Besides these core similarities there are some distinct differences:

  • Digital designs are typically done using text files written in an RTL language, such as Verilog, using text editors. However, there are other analog, custom, and packaging components that are created using specialized graphical editors such as schematic and layout editors.
  • These graphical editors often create a collection of related files that often include large binary files to represent each design object.
  • A software workflow essentially consists of a loop of edit, compile & debug where the compile step may sometimes not be needed. A semiconductor design flow is much more complex. There are multiple different editors to create the design components. Multiple steps such as synthesis, place & route, simulations, formal verification, timing analysis, etc. are needed to complete the design. These tools require engineers with different expertise and produce large and often binary files that sometimes need to be version controlled.
  • Some components may be reusable in whole or in part, typically referred to as Intellectual Property (IP) blocks. Often, IPs may be purchased from third party vendors.   

Git is a powerful tool that works very well for managing software development, with each engineer working on developing a feature or fixing issues. Its powerful ability to merge changes to text files enables truly efficient distributed development, especially for open source projects.

Does GIT meet the requirements of semiconductor design?

However, it does fall short in meeting the unique requirements of a semiconductor development environment, especially in a corporate environment. Let’s explore what these unique requirements are and where Git falls short:

  • IC design often has several very large files from 100s of MBs to several GBs. The Git working model, where users create a clone of the repository, means that every user is creating a copy of all the large files but also all the revisions of these large files. This can be very cost-prohibitive in a corporate environment where most design data is stored on expensive high availability network storage. 
  • IC design, particularly analog and custom, generate binary files. Since merging of schematics and layouts cannot be automated, it works best to have a centralized repository with edit locks to avoid difficult and error-prone manual merging.
  • A design object is not created in isolation by one engineer. It involves multiple engineers, such as design engineers, verification engineers, layout or place & route engineers, to name a just few. The engineers have to be in close synchrony and cannot work in isolated silos. A centralized repository helps engineers synchronize their work more frequently and improves collaborations by allowing engineers to see who is working on what and keep abreast of changes. 
  • Design teams are often geographically distributed. Sometimes the design engineers may be in one site and the layout engineers across the globe. The team members need to synchronize their changes daily or more frequently. Technology such as cache servers would be needed to make this efficient especially given the size of the design data.
  • Design objects are often stored as a collection of co-managed files. A configuration management system should ideally recognize these as related and manage it as a single, user recognizable, composite design unit, and not just files with program-generated names. Since different engineers have different types of expertise, it is often necessary to put access controls in place. For instance, you may want to make sure that a layout engineer doesn’t accidentally modify a schematic or vice versa. You may also want to prevent contractors from having any access to sensitive libraries. To enforce access controls, you need to have project data managed by a centralized server.
  • While data may be stored in a flat directory structure, IC design is typically a hierarchy of blocks with each level of the hierarchy instantiating a lower-level block. An IC designer would need the configuration management system to extract and operate on a design hierarchy.
  • Imagine how painful it would be if software developers were not able to compare versions of files to identify what has changed. It would be very difficult to review changes or try to find what change caused the new bug. Shouldn’t designers and layout engineers expect to have the tools to find differences between versions of schematics or layouts?
  • Of course, the most important requirement of all is that revision control and configuration management features are seamlessly integrated into the design tools the engineers are using. Not only is this a matter of convenience, but the design tools have to be aware of the configuration management system to make sure that adds, deletes, and changes are correctly recorded.

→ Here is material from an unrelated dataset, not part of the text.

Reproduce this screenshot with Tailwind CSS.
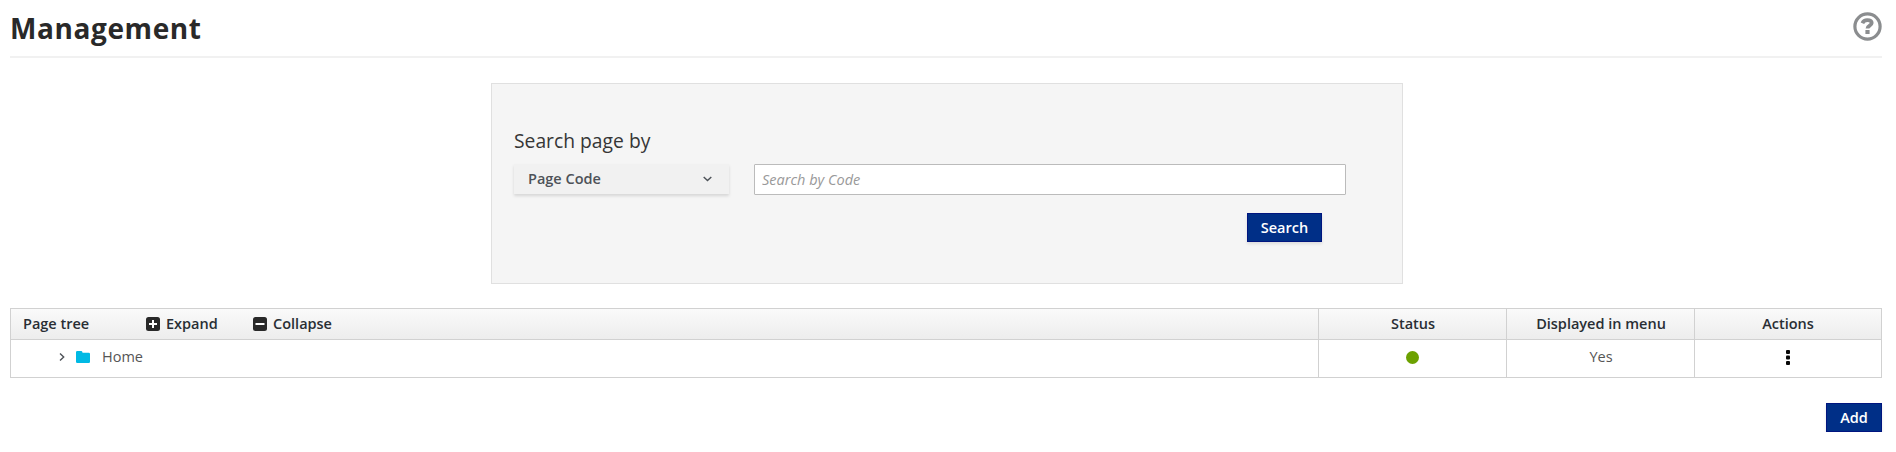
<!DOCTYPE html>
<html lang="en">
<head>
<meta charset="utf-8">
<title>Management</title>
<script src="https://cdn.jsdelivr.net/npm/@tailwindcss/browser@4"></script>
</head>
<body class="bg-white px-[10px] pr-[14px] font-['Open_Sans',sans-serif] text-[14.5px] text-[#363636]">
<header class="flex h-[58px] items-start justify-between border-b-2 border-[#f1f1f1]">
  <h1 class="mt-[9px] text-[28px] leading-[38px] font-bold tracking-[0.6px] text-[#292929]">Management</h1>
  <svg class="mt-3 h-[29px] w-[29px]" viewBox="0 0 29 29" fill="none" stroke="#8b8d8f"><circle cx="14.5" cy="14.5" r="12.6" stroke-width="3.2"/><path d="M9.400 11.200c1-2.200 2.600-3 4.800-3 2.700 0 4.500 1 4.500 2.900 0 2.600-4.200 2.400-4.200 5.300" stroke-width="3.800"/><path d="M12.400 20h4.200" stroke-width="4"/></svg>
</header>
<section class="mt-[25px] ml-[481px] h-[201px] w-[912px] border border-[#e0e0e0] bg-[#f5f5f5] pt-[43px] pl-[22px]">
  <h2 class="text-[19.3px] leading-7">Search page by</h2>
  <div class="mt-[9px] flex">
    <button class="flex h-[30px] w-[215px] items-center justify-between bg-[#f1f1f1] pr-[17px] pl-[14px] font-semibold text-[#4d5258] shadow-[0_2px_3px_rgba(3,3,3,0.13)]">Page Code<svg class="h-[6px] w-[9px]" viewBox="0 0 9 6" fill="none" stroke="#4d5258" stroke-width="1.400"><path d="M.7.9l3.800 3.700L8.300.9"/></svg></button>
    <input class="ml-[25px] h-[31px] w-[592px] rounded-[1px] border border-[#bbb] bg-white px-[7px] placeholder:text-[#999] placeholder:italic" placeholder="Search by Code">
  </div>
  <button class="mt-[18px] ml-[733px] h-[29px] w-[75px] border border-[#00157f] bg-[#002f87] leading-[25px] font-semibold text-white shadow-[0_2px_3px_rgba(3,3,3,0.1)]">Search</button>
</section>
<section class="mt-6 grid grid-cols-[1308px_188px_188px_187px] grid-rows-[31px_38px] border-t border-l border-[#d1d1d1] text-center">
  <div class="flex items-center border-r border-b border-[#d1d1d1] bg-linear-to-b from-[#fafafa] to-[#ededed] pl-3 font-semibold text-[#292e34]">
    <span class="w-[123px] text-left">Page tree</span>
    <span class="flex w-[107px] items-center gap-[6px]"><svg class="h-[14px] w-[14px]" viewBox="0 0 14 14"><rect width="14" height="14" rx="2.500" fill="#292929"/><path d="M3 7h8M7 3v8" stroke="#fff" stroke-width="2"/></svg>Expand</span>
    <span class="flex items-center gap-[6px]"><svg class="h-[14px] w-[14px]" viewBox="0 0 14 14"><rect width="14" height="14" rx="2.500" fill="#292929"/><path d="M2.500 7h9" stroke="#fff" stroke-width="2"/></svg>Collapse</span>
  </div>
  <div class="border-r border-b border-[#d1d1d1] bg-linear-to-b from-[#fafafa] to-[#ededed] pl-px leading-[30px] font-semibold text-[#292e34]">Status</div>
  <div class="border-r border-b border-[#d1d1d1] bg-linear-to-b from-[#fafafa] to-[#ededed] pl-px leading-[30px] font-semibold text-[#292e34]">Displayed in menu</div>
  <div class="border-r border-b border-[#d1d1d1] bg-linear-to-b from-[#fafafa] to-[#ededed] leading-[30px] font-semibold text-[#292e34]">Actions</div>
  <div class="flex items-center border-r border-b border-[#d1d1d1] pb-[3px] pl-[48px] text-[#555]">
    <svg class="h-2 w-[6px]" viewBox="0 0 6 8" fill="none" stroke="#4d5258" stroke-width="1.400"><path d="M1 .5L4.700 4 1 7.500"/></svg>
    <svg class="ml-[11px] h-3 w-[14px]" viewBox="0 0 14 12" fill="#00b9e4"><path d="M1.200 0h4.200q.9 0 1.200 1.700h6.200Q14 1.700 14 3v7.700Q14 12 12.800 12H1.200Q0 12 0 10.700V1.300Q0 0 1.200 0z"/></svg>
    <span class="ml-3">Home</span>
  </div>
  <div class="flex items-center justify-center border-r border-b border-[#d1d1d1] pb-[3px]"><span class="h-[13px] w-[13px] rounded-full bg-[#6ca100]"></span></div>
  <div class="border-r border-b border-[#d1d1d1] pl-px leading-[34px] text-[#555]">Yes</div>
  <div class="flex items-center justify-center border-r border-b border-[#d1d1d1] pr-px pb-[3px]"><svg class="h-[15px] w-1" viewBox="0 0 4 15" fill="#080808"><rect width="4" height="4" rx="1"/><rect y="5.500" width="4" height="4" rx="1"/><rect y="11" width="4" height="4" rx="1"/></svg></div>
</section>
<div class="flex justify-end pt-[25px]"><button class="h-[29px] w-[56px] border border-[#00157f] bg-[#002f87] leading-[25px] font-semibold text-white shadow-[0_2px_3px_rgba(3,3,3,0.1)]">Add</button></div>
</body>
</html>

The temptation is to look for tools that already exist and shoe horn them to meet similar needs in a different domain. Git and other software configuration management (SCM) tools, as the name suggests, were developed by software engineers to meet the needs of software engineers. Each domain may have some unique requirements that are different from that of software development. It makes sense to explore the requirements of your development tools and methodology before adopting a configuration management system that you will work with for many years. Git-r-done or Git-r-don’t? That is the question!